Kafka-compatible messaging on GCP is not a single product category. It is a decision about which contracts must stay stable and which parts of the platform you are ready to modernize. If your applications already speak Kafka, preserve that contract deliberately. If your operations model is the part causing pain, change that layer with equal deliberation.
If you are evaluating a Kafka-compatible architecture for GCP, AutoMQ's documentation is a useful next stop: review its Apache Kafka compatibility notes, study the shared-storage architecture, or talk with the AutoMQ team about a workload-specific compatibility review.
References
- Google Cloud: Choose Managed Service for Apache Kafka or Pub/Sub
- Google Cloud: Managed Service for Apache Kafka overview
- Google Cloud: Managed Service for Apache Kafka pricing
- Google Cloud Pub/Sub overview
- Google Cloud Pub/Sub quotas and limits
- Google Cloud Pub/Sub exactly-once delivery
- Apache Kafka documentation
- AutoMQ: Compatibility with Apache Kafka
- AutoMQ: Architecture overview
FAQ
Is Pub/Sub Kafka-compatible?
Pub/Sub is not a Kafka broker and does not preserve Kafka producer and consumer APIs as a drop-in target. It is a Google Cloud native messaging service with its own APIs, client libraries, delivery model, and operational strengths. It can be the right replacement when you are willing to redesign around Pub/Sub semantics.

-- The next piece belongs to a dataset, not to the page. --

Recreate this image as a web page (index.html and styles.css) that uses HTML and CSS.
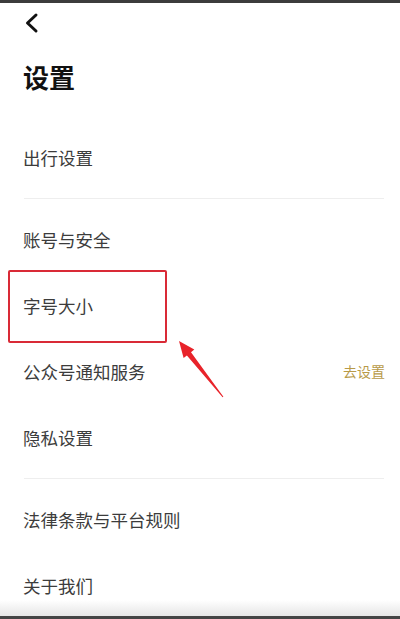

Is Google Cloud Managed Service for Apache Kafka Kafka-compatible?
Yes, it is designed as a managed Apache Kafka service and is the closest Google-native option when the application contract must remain Kafka. You still need to verify version support, security configuration, connector behavior, quotas, networking, storage, and cost assumptions for your workload.
What should I test before moving Kafka workloads on GCP?
Test producer behavior, consumer groups, offsets, rebalances, topic configuration, transactions if used, Kafka Connect jobs, Kafka Streams or Flink jobs, security mapping, monitoring, failure behavior, and rollback. A basic produce-consume test is not enough for production workloads.
Where does AutoMQ fit in a GCP Kafka-compatible architecture?
AutoMQ fits when the goal is to preserve Kafka APIs and ecosystem compatibility while changing the storage and operations model. Its shared-storage architecture is intended to make brokers more stateless and reduce the operational burden tied to broker-local disks, but teams should still validate compatibility against their own producers, consumers, connectors, and stream processors.